Novakovich then wrote and published in the "Writing Fiction Step by Step" a fascinating explanation of how he made up the events that occur in "Sheepskin" and how they occur within the context of real-life events such as the war. "Writing the story helped me sort out some of my thoughts on the subject of victims of war and the theme of personal revenge. Almost like an experiment, so I could see for myself what revenge could look like, and what possible implications there could be in revenge that is highly individualized rather than sociologically abstract."

Josip Novakovich emigrated to the U.S. from Croatia at the age of twenty. He writes mostly in English.
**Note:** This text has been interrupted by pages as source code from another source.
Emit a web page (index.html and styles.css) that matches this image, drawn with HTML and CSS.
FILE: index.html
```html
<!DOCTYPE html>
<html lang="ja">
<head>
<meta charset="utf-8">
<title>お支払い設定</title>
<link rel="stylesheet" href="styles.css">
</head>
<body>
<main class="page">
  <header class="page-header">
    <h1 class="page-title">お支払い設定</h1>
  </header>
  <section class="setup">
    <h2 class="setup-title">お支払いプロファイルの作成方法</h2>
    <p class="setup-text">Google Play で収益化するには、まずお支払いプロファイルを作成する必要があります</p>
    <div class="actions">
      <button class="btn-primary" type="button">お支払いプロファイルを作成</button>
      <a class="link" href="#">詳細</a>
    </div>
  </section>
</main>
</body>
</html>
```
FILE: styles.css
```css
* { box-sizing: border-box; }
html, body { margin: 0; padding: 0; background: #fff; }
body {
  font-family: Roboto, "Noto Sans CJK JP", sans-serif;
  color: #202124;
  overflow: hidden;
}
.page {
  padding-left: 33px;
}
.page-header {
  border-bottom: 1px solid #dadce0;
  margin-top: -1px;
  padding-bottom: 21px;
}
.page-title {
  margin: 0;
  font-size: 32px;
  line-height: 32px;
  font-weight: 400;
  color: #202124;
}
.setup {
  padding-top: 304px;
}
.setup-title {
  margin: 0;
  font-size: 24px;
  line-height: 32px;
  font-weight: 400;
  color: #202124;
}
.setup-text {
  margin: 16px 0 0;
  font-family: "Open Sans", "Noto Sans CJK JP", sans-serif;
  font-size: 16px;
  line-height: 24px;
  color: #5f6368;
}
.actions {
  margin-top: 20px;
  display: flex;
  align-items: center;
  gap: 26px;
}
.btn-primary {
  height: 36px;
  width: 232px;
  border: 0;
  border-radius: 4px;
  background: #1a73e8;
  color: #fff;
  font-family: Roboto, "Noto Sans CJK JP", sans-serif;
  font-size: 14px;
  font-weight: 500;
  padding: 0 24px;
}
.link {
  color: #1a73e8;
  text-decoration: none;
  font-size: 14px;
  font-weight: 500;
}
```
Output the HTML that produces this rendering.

Josip's publications include "Plum Brandy - Croatian Journeys" published by White Pine Press in 2003, collection of stories from Croatia "Salvation and Other Disasters", Graywolf Press 1998, "Apricots from Chernobyl" and "Yolk" both published in 1995 by Graywolf Press. "Writing Fiction Step by Step" 1998 by Story Press and "Fiction Writer's Workshop" 1995. In addition, Novakovich co-edited "Stories in the Stepmother Tongue" published in 2000 by White Pine Press and was included in anthology "How To Write Funny" where he wrote a chapter on "Getting Laughs From Literature" published in 2001 by Writer's Digest Books.

Novakovich has won a Whiting Award, a Richard Margolis Prize for Socially Important Writing, three Pushcart Prizes, an O. Henry award, an NEA fellowship, and a nomination for the Pen/Hemingway Award for First Fiction.

In 2004, Novakovich new book "Infidelities: Stories of Lust and War" will be published by HarperCollins. Josip teaches writing at Penn State.